The Select Subcommittee on the Coronavirus Pandemic issued a memo (pdf) on March 5 saying that there’s new evidence on the “proximal origin of SARS-COV-2,” the virus that causes COVID-19. The memo detailed a conference call between former National Institutes of Health (NIH) Director Dr. Francis Collins, former National Institute of Allergy and Infectious Diseases Director Dr. Anthony Fauci, and at least 11 other scientists in early February 2020, about a week after the first COVID-19 case was confirmed in the United States.
Collins, Fauci, and others were warned in the Feb. 1, 2020, call about the possibility that the virus may have leaked from a laboratory in Wuhan, China, in late 2019, according to the memo.
Three days after the call, four participants of the conference call issued a paper called “The Proximal Origin of SARS-CoV-2” and sent a draft to Collins and Fauci, according to the memo. The two officials were also authorized to edit and approve the paper, it states.
But two months later, Collins emailed Fauci and expressed “dismay that Proximal Origin—which they saw prior to publication and were given the opportunity to edit—did not squash the lab leak hypothesis and [asked] if the NIH can do more to ‘put down’ the lab leak hypothesis,” the memo states.

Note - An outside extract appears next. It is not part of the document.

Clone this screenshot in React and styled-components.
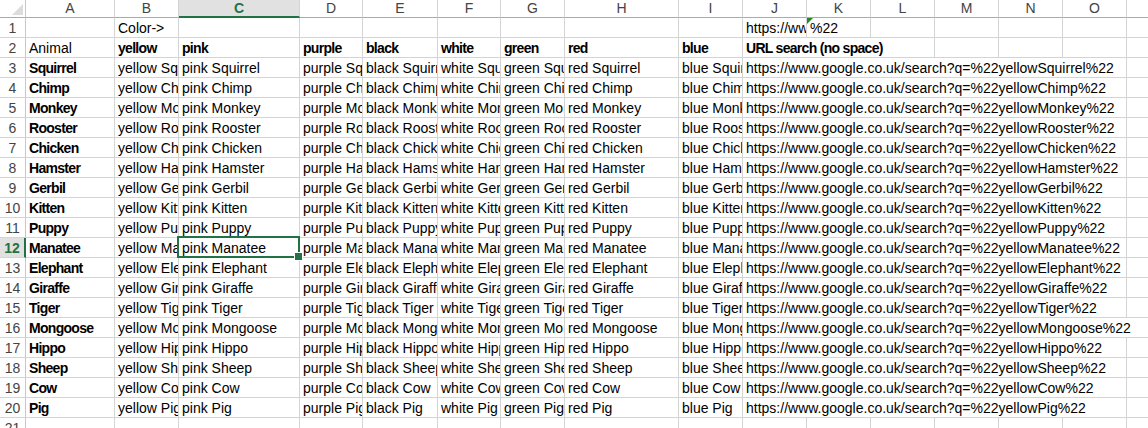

Citing internal emails, the committee asserted that Fauci “prompted” Dr. Kristian Andersen of Scripps Research to write the Proximal Origin paper and that it was designed “to ‘disprove’ any lab leak theory.” In August 2021, Scripps issued a letter to Republican House investigators and said that “Dr. Anthony Fauci did not attempt to influence his work. Both statements do not appear to be supported by the available evidence.”
The Proximal Origin paper’s abstract suggested that the virus may have emerged via Malaysia pangolins because they “contain coronaviruses similar to SARS-CoV.”